With regards to the 78 ACP countries, they have the vast majority of the world's least developed countries, small island states, vulnerable states, landlocked countries. What we have seen is a contradiction between understanding the problems that they have and the need for economic development. I'm not against EPAs. I think we have no choice but to negotiate a new way of working.
But the pace of the negotiations has been extremely fast and pressured, which has led to the most acrimonious exchanges I have known in my whole relationship with the ACP.
IPS: The key objectives of EU trade policy such as reducing any barriers that European firms face in doing business abroad have been copied and pasted into the Lisbon treaty.
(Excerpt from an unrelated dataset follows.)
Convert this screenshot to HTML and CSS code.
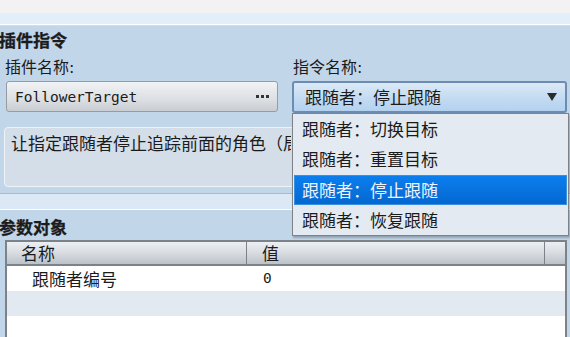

Could this make the incoherence between trade and development worse? GK: That is clearly a possibility. But while that may be the trade set of objectives, in development we have to have our own set of objectives. Post-Lisbon it should be possible for us to strengthen the powers of a development commissioner.
There is far too much splintering of development work currently. For example, when we talk about election observation, the main responsibility is with Commissioner (Benita) Ferrero-Waldner (who holds the external relations portfolio) but most of the elections are taking place in (Development Commissioner) Louis Michel's ACP countries. I would be very much in favour of pulling together all the development work under one umbrella.
IPS: Speaking of elections, there is a photograph on your wall of you beside Morgan Tsvangirai (the Movement for Democratic Change leader in Zimbabwe). You have been calling for a very robust EU stance towards Robert Mugabe's regime. Is it Africa's responsibility to deal with the current situation in Zimbabwe or should Europe have any role in this? GK: There are discussions that we can have but it's absolutely right to say that this is the responsibility of Africa. There is still a case for mediation by a prominent African leader. It should not be (South African President) Thabo Mbeki. Mbeki should graciously step aside. Progress would be more likely to be made with (former Zambian President) Kenneth Kaunda or somebody like that.